═══ RECORD EXCERPTS
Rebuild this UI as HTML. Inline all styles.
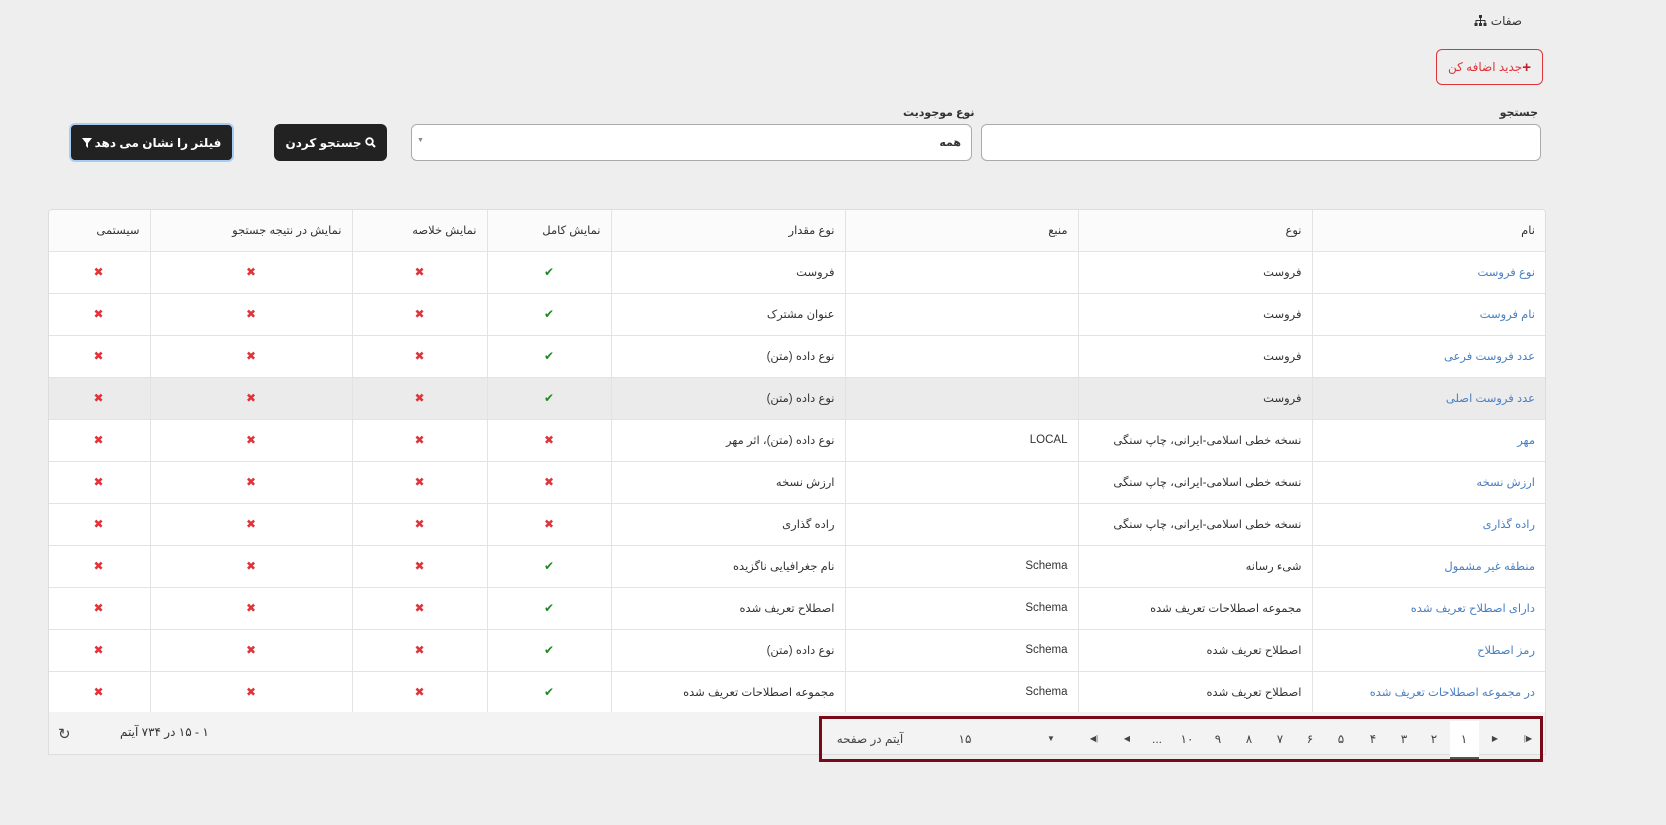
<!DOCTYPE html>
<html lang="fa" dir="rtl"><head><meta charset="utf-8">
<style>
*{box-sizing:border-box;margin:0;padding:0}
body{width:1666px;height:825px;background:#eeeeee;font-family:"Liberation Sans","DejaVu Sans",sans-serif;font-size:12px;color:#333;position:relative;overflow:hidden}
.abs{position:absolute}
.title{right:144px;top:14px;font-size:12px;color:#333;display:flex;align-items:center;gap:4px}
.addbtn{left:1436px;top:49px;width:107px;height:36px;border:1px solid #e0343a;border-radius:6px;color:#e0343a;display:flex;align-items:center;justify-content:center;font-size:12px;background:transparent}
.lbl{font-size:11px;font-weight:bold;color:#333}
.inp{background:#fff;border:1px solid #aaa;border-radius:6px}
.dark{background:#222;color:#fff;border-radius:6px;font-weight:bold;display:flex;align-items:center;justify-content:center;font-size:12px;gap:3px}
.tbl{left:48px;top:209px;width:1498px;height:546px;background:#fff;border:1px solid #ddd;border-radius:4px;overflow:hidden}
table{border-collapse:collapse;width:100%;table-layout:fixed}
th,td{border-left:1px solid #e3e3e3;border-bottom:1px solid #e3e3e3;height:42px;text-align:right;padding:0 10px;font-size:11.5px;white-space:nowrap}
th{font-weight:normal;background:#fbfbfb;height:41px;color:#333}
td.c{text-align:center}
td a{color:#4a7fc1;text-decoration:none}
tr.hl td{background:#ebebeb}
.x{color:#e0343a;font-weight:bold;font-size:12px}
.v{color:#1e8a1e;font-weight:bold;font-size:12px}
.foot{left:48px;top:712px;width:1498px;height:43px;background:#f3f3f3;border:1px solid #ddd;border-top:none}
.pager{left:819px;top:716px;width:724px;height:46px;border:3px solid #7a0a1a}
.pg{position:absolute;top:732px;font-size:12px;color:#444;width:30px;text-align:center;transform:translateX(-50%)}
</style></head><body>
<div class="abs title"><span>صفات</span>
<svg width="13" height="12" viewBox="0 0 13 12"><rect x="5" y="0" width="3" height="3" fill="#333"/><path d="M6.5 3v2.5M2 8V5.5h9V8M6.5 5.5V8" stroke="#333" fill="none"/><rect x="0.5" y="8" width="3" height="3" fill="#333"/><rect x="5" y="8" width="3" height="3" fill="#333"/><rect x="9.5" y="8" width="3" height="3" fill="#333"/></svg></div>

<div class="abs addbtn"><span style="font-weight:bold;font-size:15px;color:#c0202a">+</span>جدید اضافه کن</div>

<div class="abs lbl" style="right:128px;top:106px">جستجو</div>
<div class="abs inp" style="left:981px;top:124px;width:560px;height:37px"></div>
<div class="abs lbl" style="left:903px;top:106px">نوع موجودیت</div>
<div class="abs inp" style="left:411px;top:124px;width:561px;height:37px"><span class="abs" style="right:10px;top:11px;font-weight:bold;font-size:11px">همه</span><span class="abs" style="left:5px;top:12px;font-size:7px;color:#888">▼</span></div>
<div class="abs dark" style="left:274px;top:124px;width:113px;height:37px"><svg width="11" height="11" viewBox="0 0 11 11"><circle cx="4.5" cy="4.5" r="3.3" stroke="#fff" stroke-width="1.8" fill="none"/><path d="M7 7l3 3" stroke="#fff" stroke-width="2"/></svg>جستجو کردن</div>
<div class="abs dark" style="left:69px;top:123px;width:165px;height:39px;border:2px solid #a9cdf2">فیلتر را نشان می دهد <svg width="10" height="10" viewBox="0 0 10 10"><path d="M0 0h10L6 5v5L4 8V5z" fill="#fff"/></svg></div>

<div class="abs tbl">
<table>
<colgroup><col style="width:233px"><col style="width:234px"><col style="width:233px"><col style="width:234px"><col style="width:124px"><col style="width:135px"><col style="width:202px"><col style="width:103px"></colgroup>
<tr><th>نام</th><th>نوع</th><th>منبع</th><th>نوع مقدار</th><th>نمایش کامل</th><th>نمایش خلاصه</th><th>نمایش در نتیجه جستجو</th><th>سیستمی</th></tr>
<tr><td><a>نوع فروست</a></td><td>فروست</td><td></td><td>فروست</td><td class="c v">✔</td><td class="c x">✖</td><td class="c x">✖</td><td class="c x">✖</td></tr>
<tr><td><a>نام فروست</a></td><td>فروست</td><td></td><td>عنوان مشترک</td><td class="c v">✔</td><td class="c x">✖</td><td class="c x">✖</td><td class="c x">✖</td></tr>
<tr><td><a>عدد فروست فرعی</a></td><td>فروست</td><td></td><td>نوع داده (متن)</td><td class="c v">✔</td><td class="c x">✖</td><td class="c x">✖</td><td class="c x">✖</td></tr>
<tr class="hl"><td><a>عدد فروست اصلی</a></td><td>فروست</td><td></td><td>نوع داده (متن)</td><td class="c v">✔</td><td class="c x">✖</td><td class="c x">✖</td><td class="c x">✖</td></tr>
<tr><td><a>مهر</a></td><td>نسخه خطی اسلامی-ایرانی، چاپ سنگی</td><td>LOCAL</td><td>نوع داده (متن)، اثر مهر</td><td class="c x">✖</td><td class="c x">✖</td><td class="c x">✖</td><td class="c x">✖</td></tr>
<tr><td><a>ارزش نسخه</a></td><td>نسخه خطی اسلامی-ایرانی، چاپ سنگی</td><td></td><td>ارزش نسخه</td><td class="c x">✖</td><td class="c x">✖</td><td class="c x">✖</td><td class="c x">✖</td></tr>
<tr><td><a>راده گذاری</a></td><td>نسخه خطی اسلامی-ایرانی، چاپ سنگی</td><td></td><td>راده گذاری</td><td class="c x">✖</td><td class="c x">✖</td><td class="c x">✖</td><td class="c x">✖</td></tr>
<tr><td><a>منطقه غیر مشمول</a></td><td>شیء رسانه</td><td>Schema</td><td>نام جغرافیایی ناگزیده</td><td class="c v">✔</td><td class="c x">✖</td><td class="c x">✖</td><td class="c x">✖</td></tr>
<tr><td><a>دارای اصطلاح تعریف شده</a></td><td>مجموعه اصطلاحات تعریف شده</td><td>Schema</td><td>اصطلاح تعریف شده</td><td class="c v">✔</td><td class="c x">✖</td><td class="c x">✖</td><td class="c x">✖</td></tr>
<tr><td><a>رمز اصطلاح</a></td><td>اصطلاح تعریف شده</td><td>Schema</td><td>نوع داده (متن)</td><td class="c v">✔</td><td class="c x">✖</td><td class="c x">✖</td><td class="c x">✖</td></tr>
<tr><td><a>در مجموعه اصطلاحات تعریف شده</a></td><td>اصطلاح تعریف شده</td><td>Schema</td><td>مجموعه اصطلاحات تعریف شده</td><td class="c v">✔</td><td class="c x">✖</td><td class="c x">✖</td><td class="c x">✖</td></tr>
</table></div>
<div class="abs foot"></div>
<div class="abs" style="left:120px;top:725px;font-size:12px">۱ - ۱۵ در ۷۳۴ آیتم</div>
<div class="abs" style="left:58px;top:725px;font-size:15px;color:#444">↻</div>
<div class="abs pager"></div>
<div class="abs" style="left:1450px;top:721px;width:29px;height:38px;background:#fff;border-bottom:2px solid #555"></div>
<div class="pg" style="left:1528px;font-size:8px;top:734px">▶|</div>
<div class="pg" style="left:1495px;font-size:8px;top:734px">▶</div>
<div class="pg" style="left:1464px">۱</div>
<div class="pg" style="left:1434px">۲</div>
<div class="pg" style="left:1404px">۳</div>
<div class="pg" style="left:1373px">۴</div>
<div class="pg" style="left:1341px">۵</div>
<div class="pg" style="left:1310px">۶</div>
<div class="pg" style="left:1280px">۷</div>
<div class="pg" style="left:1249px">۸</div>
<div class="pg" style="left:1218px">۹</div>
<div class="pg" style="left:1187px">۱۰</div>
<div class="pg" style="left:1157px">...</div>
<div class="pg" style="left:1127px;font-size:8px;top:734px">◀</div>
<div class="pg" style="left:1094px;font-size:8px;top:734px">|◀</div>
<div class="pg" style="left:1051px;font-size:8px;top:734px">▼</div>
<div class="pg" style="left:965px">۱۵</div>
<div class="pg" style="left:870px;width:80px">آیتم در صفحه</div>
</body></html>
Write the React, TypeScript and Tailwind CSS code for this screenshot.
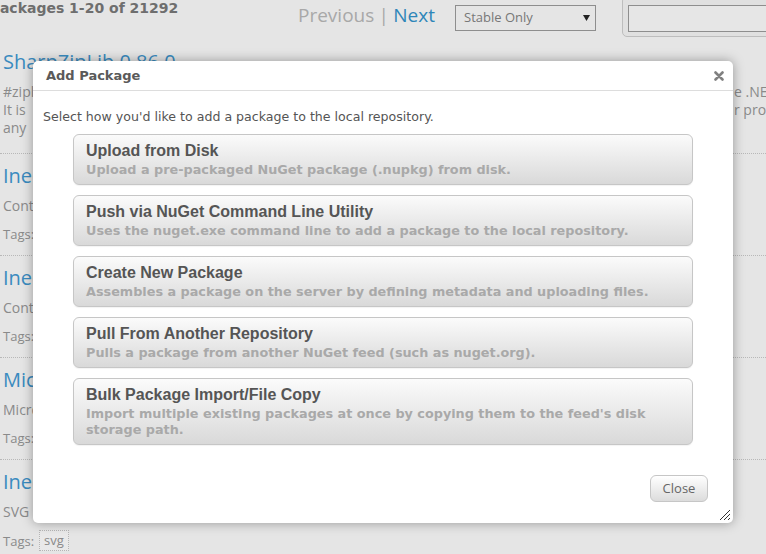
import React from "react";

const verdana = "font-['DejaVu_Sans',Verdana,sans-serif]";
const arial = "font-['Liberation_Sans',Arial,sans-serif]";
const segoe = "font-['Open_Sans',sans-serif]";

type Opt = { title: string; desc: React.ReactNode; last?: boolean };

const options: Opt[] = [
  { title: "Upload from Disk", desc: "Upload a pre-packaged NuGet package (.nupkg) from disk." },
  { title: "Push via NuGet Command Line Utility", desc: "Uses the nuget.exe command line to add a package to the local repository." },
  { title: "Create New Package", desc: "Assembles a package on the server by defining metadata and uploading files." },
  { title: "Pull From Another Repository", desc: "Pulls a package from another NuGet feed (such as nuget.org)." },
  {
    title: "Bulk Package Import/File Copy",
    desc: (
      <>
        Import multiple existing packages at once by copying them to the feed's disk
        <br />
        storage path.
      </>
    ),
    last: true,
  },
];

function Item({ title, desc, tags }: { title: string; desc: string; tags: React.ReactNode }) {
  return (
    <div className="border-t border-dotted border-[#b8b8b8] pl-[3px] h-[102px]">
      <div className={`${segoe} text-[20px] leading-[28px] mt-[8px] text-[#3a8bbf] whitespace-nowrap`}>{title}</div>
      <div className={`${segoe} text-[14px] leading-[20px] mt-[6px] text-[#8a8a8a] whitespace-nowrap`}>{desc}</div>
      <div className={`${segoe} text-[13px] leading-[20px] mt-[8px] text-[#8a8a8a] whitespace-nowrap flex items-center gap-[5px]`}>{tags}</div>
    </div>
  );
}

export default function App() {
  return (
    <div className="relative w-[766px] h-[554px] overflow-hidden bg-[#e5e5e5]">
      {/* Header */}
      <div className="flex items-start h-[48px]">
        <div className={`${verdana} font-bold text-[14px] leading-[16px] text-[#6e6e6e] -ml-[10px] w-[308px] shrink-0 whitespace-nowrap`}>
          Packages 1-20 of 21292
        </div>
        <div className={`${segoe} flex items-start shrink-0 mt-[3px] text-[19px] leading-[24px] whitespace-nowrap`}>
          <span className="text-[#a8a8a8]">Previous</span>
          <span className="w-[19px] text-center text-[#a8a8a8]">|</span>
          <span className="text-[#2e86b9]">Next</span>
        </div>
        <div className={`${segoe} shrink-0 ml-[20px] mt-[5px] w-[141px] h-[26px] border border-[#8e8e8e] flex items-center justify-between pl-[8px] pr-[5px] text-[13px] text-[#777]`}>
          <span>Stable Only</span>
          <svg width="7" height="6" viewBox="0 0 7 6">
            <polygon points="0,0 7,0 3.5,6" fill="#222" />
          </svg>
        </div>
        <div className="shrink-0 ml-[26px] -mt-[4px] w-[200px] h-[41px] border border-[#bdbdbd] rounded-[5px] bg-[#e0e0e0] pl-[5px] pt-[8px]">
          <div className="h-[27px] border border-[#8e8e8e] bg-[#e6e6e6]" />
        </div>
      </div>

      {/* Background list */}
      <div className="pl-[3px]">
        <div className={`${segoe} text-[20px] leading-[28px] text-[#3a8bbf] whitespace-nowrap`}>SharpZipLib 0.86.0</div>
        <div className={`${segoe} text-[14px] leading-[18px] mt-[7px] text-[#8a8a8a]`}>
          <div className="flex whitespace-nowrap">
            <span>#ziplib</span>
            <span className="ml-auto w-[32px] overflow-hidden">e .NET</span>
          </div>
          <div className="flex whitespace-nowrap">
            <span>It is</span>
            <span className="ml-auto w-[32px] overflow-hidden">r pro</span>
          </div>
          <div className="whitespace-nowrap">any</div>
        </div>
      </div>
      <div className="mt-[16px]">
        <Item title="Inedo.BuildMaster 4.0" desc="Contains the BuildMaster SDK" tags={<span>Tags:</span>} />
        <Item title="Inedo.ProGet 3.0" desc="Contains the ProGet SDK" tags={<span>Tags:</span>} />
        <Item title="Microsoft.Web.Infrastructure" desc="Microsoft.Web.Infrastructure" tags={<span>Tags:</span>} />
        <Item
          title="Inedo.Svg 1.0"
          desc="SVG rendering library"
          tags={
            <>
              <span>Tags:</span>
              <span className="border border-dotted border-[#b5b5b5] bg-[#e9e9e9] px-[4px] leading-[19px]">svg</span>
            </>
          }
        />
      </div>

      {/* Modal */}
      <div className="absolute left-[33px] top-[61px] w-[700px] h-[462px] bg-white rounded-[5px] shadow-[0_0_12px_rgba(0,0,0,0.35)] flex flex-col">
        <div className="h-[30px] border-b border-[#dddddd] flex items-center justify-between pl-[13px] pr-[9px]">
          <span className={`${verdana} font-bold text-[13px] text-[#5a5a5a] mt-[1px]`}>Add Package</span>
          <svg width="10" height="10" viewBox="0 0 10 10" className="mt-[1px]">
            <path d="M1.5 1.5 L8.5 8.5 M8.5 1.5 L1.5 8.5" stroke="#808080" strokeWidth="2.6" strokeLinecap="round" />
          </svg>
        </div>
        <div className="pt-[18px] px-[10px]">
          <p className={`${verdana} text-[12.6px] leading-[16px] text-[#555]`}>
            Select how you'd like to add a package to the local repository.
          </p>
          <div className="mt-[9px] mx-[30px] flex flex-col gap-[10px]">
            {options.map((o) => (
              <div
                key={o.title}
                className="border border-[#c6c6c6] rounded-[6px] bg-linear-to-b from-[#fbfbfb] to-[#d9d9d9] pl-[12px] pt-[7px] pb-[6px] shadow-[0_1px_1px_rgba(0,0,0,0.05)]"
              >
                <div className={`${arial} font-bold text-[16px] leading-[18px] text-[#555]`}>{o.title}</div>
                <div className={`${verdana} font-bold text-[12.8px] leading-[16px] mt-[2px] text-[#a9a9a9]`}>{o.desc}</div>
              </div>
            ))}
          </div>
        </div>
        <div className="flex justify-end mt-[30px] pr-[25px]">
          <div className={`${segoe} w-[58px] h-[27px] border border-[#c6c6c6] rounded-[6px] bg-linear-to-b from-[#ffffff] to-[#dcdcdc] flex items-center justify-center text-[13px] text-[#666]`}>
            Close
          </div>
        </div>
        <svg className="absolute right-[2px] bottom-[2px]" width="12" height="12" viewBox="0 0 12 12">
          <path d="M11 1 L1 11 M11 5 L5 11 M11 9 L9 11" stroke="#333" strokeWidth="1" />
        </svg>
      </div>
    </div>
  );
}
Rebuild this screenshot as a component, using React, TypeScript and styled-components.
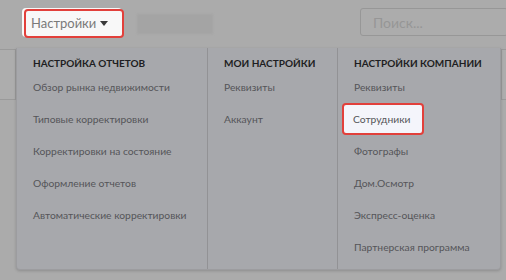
══════
> _REQUIRED TASK_: Start with the line that includes "Write the React, TypeScript" and finish with the line that includes "string; desc: React.ReactNode;": reproduce those lines exactly, nothing before or after, and omit any pictures.

> _THE SOLUTION_:
Write the React, TypeScript and Tailwind CSS code for this screenshot.
import React from "react";

const verdana = "font-['DejaVu_Sans',Verdana,sans-serif]";
const arial = "font-['Liberation_Sans',Arial,sans-serif]";
const segoe = "font-['Open_Sans',sans-serif]";

type Opt = { title: string; desc: React.ReactNode; last?: boolean };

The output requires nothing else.